La journée de la femme ou la journée de la flemme ?

On pourrait croire qu'en 2022, les marques auraient compris la leçon. Qu'elles auraient intégré que le 8 mars n'est pas une Saint-Valentin bis ou une seconde fête des mères. Que ce n'est pas une journée où l'on veut recevoir des cadeaux et des petites attentions, où notre mec ferait le ménage à notre place (au lieu de gérer sa part des tâches ménagères). Ou au moins, à la limite, que les services de presse auraient enfin intégré le fait qu'on ne célèbre pas la "journée de la femme", mais la "journée internationale des droits des femmes", et qu'il s'agit d'une journée de mobilisation pour nos droits, et les droits des femmes du monde entier.

Visiblement, on n'en est pas encore là, et c'est fatiguant. Alors, quand mes adelphes féministes ont évoqué le concept de la journée de la flemme, j'ai totalement adhéré au principe. Je l'ai découvert il y a quelques jours sur le compte Instagram de Sandrine Goeyvaerts. Caviste, autrice, journaliste, féministe, elle fait partie des femmes que j'admire et qui m'inspirent au quotidien, et avec la journée de la flemme, elle a vraiment tout compris.
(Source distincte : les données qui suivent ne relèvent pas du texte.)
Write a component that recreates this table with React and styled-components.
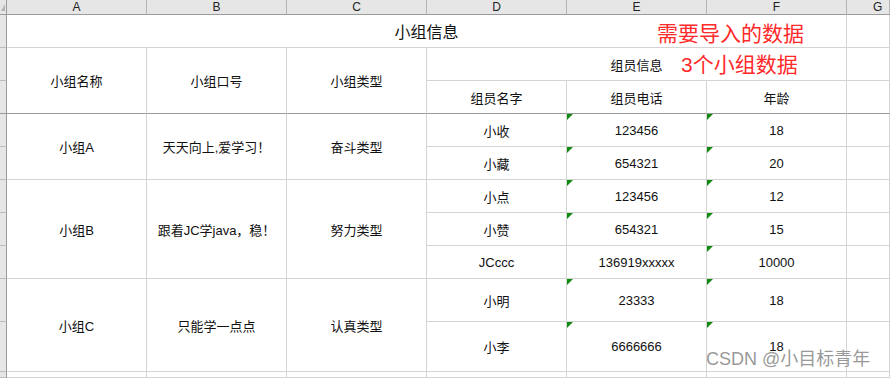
import styled, { createGlobalStyle } from "styled-components";

const GlobalStyle = createGlobalStyle`
  body {
    margin: 0;
    background: #fff;
    overflow: hidden;
  }
`;

const FONT = `"Liberation Sans", "Noto Sans CJK SC", sans-serif`;

const Sheet = styled.div`
  position: relative;
  width: 890px;
  height: 378px;
  overflow: hidden;
  display: grid;
  grid-template-columns: 7px repeat(6, 140px) 1fr;
  grid-template-rows: 15px repeat(8, 33px) 43px 50px 1fr;
  font-family: ${FONT};
  background: #fff;
`;

const Corner = styled.div`
  position: relative;
  grid-column: 1;
  grid-row: 1;
  background: #e6e6e6;
  border-right: 1px solid #9b9b9b;
  border-bottom: 1px solid #9b9b9b;
  box-sizing: border-box;

  // select-all mark
  &::after {
    content: "";
    position: absolute;
    right: 1px;
    bottom: 3px;
    border-left: 4px solid transparent;
    border-bottom: 7px solid #b4b4b4;
  }
`;

const ColumnHead = styled.div`
  grid-row: 1;
  grid-column: ${(p) => p.$col};
  display: flex;
  align-items: center;
  justify-content: ${(p) => (p.$edge ? "flex-start" : "center")};
  padding-left: ${(p) => (p.$edge ? "26px" : "0")};
  background: #e6e6e6;
  border-right: 1px solid #b5b5b5;
  border-bottom: 1px solid #9b9b9b;
  box-sizing: border-box;
  font-size: 12px;
  color: #222;
`;

const RowHead = styled.div`
  grid-column: 1;
  grid-row: ${(p) => p.$row};
  background: #e6e6e6;
  border-right: 1px solid #9b9b9b;
  border-bottom: 1px solid ${(p) => (p.$freeze ? "#9a9a9a" : "#bdbdbd")};
  box-sizing: border-box;
`;

const Cell = styled.div`
  position: relative;
  grid-column: ${(p) => p.$col};
  grid-row: ${(p) => p.$row};
  display: flex;
  align-items: center;
  justify-content: center;
  white-space: nowrap;
  font-size: ${(p) => p.$size || 13}px;
  color: #111;
  border-right: 1px solid #d4d4d4;
  border-bottom: 1px solid ${(p) => (p.$freeze ? "#9a9a9a" : "#d4d4d4")};
  box-sizing: border-box;
`;

// green "number stored as text" mark
const Flag = styled.span`
  position: absolute;
  top: 0;
  left: 0;
  width: 0;
  height: 0;
  border-top: 6px solid #118a11;
  border-right: 6px solid transparent;
`;

const Callout = styled.div`
  position: absolute;
  top: ${(p) => p.$top}px;
  left: ${(p) => p.$left}px;
  font-family: ${FONT};
  font-size: 21px;
  line-height: 21px;
  color: #ff2a2a;
  white-space: nowrap;
`;

const Watermark = styled.div`
  position: absolute;
  top: 350px;
  left: 706px;
  font-family: ${FONT};
  font-size: 18px;
  line-height: 18px;
  color: rgba(125, 125, 125, 0.8);
  text-shadow: 0 0 1px #fff;
  white-space: nowrap;
`;

const columns = ["A", "B", "C", "D", "E", "F", "G"];

const groups = [
  {
    name: "小组A",
    slogan: "天天向上,爱学习！",
    type: "奋斗类型",
    members: [
      { name: "小收", phone: "123456", age: "18" },
      { name: "小藏", phone: "654321", age: "20" },
    ],
  },
  {
    name: "小组B",
    slogan: "跟着JC学java，稳！",
    type: "努力类型",
    members: [
      { name: "小点", phone: "123456", age: "12" },
      { name: "小赞", phone: "654321", age: "15" },
      { name: "JCccc", phone: "136919xxxxx", age: "10000", plain: true },
    ],
  },
  {
    name: "小组C",
    slogan: "只能学一点点",
    type: "认真类型",
    members: [
      { name: "小明", phone: "23333", age: "18" },
      { name: "小李", phone: "6666666", age: "18" },
    ],
  },
];

const MemberRow = ({ member, row }) => (
  <>
    <Cell $col={5} $row={row}>{member.name}</Cell>
    <Cell $col={6} $row={row}>
      {!member.plain && <Flag />}
      {member.phone}
    </Cell>
    <Cell $col={7} $row={row}>
      <Flag />
      {member.age}
    </Cell>
    <Cell $col={8} $row={row} />
  </>
);

const GroupRows = ({ group, start }) => {
  const span = `${start} / ${start + group.members.length}`;
  return (
    <>
      <Cell $col={2} $row={span}>{group.name}</Cell>
      <Cell $col={3} $row={span}>{group.slogan}</Cell>
      <Cell $col={4} $row={span}>{group.type}</Cell>
      {group.members.map((m, i) => (
        <MemberRow key={m.name} member={m} row={start + i} />
      ))}
    </>
  );
};

export default function App() {
  let row = 5;
  const blocks = groups.map((g) => {
    const el = <GroupRows key={g.name} group={g} start={row} />;
    row += g.members.length;
    return el;
  });

  return (
    <>
      <GlobalStyle />
      <Sheet>
        <Corner />
        {columns.map((c, i) => (
          <ColumnHead key={c} $col={i + 2} $edge={c === "G"}>
            {c}
          </ColumnHead>
        ))}
        {Array.from({ length: 11 }, (_, i) => (
          <RowHead key={i} $row={i + 2} $freeze={i === 2} />
        ))}

        <Cell $col="2 / 8" $row={2} $size={16}>小组信息</Cell>
        <Cell $col={8} $row={2} />

        <Cell $col={2} $row="3 / 5" $freeze>小组名称</Cell>
        <Cell $col={3} $row="3 / 5" $freeze>小组口号</Cell>
        <Cell $col={4} $row="3 / 5" $freeze>小组类型</Cell>
        <Cell $col="5 / 8" $row={3}>组员信息</Cell>
        <Cell $col={8} $row={3} />
        <Cell $col={5} $row={4} $freeze>组员名字</Cell>
        <Cell $col={6} $row={4} $freeze>组员电话</Cell>
        <Cell $col={7} $row={4} $freeze>年龄</Cell>
        <Cell $col={8} $row={4} $freeze />

        {blocks}

        {columns.map((c, i) => (
          <Cell key={c} $col={i + 2} $row={12} />
        ))}

        <Callout $top={23} $left={657}>需要导入的数据</Callout>
        <Callout $top={54} $left={681}>3个小组数据</Callout>
        <Watermark>CSDN @小目标青年</Watermark>
      </Sheet>
    </>
  );
}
Sur Instagram, au côté de visuels créés pour l'occasion par Funambuline, elle explique être "usée de fournir du travail gratuit à l'année", et rappelle "qu'un seul jour ne suffit pas à régler les inégalités et au mieux sert d'alibi pour rien foutre à partir du 9 mars." Cette année, Sandrine, comme bien des féministes, a la flemme. Et elle a pris une décision : "Le huit mars, je vais exercer mon droit le plus strict et le plus fondamental : me taire."

Pourquoi les féministes en ont ras-le-bol

Se taire lors d'une journée de mobilisation peut paraître peu constructif. Pourtant, c'est tout le contraire. Le silence a un pouvoir, et depuis des années maintenant, la parole des féministes est utilisée, exploitée et renversée. Il ne se passe pas une journée sans que les féministes ne soient invitées (pour ne pas dire enjointes) à s'exprimer sur différents sujets. Elles le font gratuitement, avec plaisir, en dépit de leurs emplois du temps déjà chargés, dans l'espoir que cette parole permettra à d'autres personnes de s'éduquer. En dépit de la charge mentale que cela représente.

Mais cette parole est plus souvent remise en question qu'autre chose, malgré les arguments avancés, les preuves apportées. Sur les réseaux sociaux, lors des débats, à la radio ou à la télé. Il y a toujours un "mais", quelqu'un qui remet un argument en cause sans pouvoir appuyer son propos, mais qui se fait entendre parce qu'il parle plus fort, et parce que notre société reste patriarcale.

Et surtout, cette parole offerte gracieusement par les féministes dans un but éducatif disparaît très vite. Il suffit de regarder les plateaux des émissions de télévision pour le constater : combien de débats sur le port du voile, les protections menstruelles gratuites ou la question de l'avortement sont organisés uniquement en la présence d'hommes blancs, cisgenres, hétérosexuels ? L'idée n'est pas de diaboliser ces derniers, mais de pointer du doigt une réalité : ils débattent de sujets qui ne les concernent pas, qu'ils ne vivent pas et ne vivront sans doute jamais, et ignorent totalement la parole des concernées.

Un silence pour donner de la voix

Mais, ainsi que l'explique Sandrine Goeyvaerts dans son post, cette journée de la flemme a aussi pour but de laisser la parole à d'autres. Non pas aux hommes, qui la monopolisent déjà au quotidien. Mais à des femmes dont les combats sont encore trop invisibilisés. La féministe l'affirme : "Il est temps de relayer le plus possible de comptes militants moins visibles : ceux des travailleuses du sexe, femmes racisées, trans, handies, grosses, voilées, des minorités de genre..." Bref, de toutes celles qui ne sont pas assez écoutées.